Paper 2026/336

How to Build a Short-Input Random Oracle from Public Random Permutations

Abstract

A vast body of work studies how to build a pseudorandom function (PRF) from a pseudorandom permutation (PRP) with beyond-the-birthday-bound (BBB) security. Often, such constructions are also expected to offer some security in keyless settings, for example in the context of committing security or to substitute a parallelizable short-input random oracle (RO) if used in counter mode. This has spurred several works on keyless variants of PRP-to-PRF constructions. However, recent works (Gunsing et al., CRYPTO 2022, 2023) reveal flaws in almost all existing proofs, painting a grim picture.
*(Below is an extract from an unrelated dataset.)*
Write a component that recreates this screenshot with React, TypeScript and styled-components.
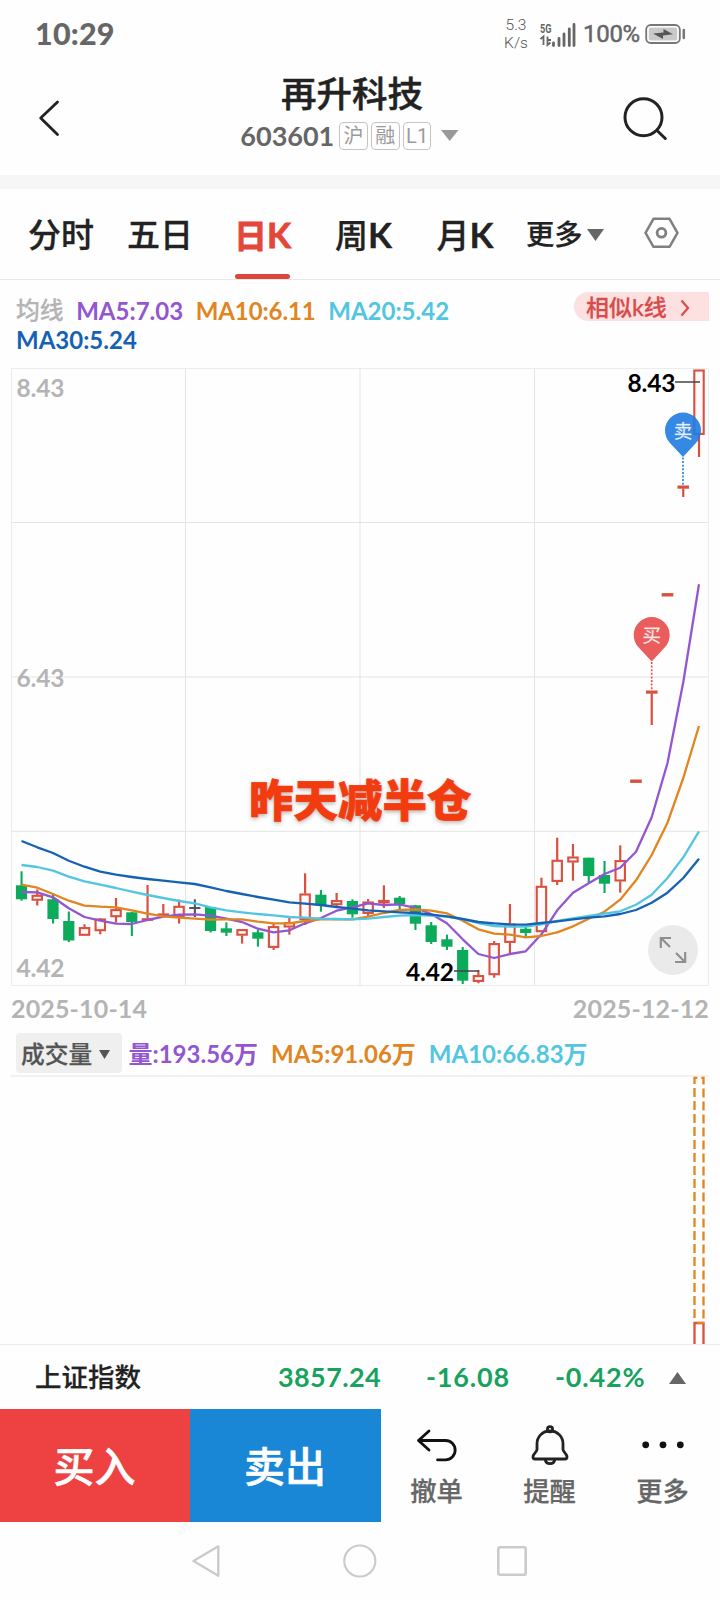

This paper clarifies the situation with an in-depth analysis of RP-based short-input RF constructions. First, we categorize all two-call short-input/output RP-to-RF constructions and evaluate their indifferentiability level. We introduce the "chaining attack'', a powerful, widely applicable differentiability attack. When applied to the sum of a permutation and its inverse, it invalidates an earlier result (Dodis et al., EUROCRYPT 2008). On the positive side, we show that only the Sum Of Permutations and Encrypted Davies-Meyer Dual, when instantiated with independent permutations, achieve BBB security and could potentially yield a parallelizable short-input RO. Second, we study the indifferentiability of expanding RP-to-RF constructions and show that $\mathtt{XORP}_w$, the core PRF underlying $\textsf{CENC}$, achieves BBB security. As side effects, we obtain a simplified proof of indifferentiability for Sum of Permutations, and the committing security of $\textsf{CENC}$.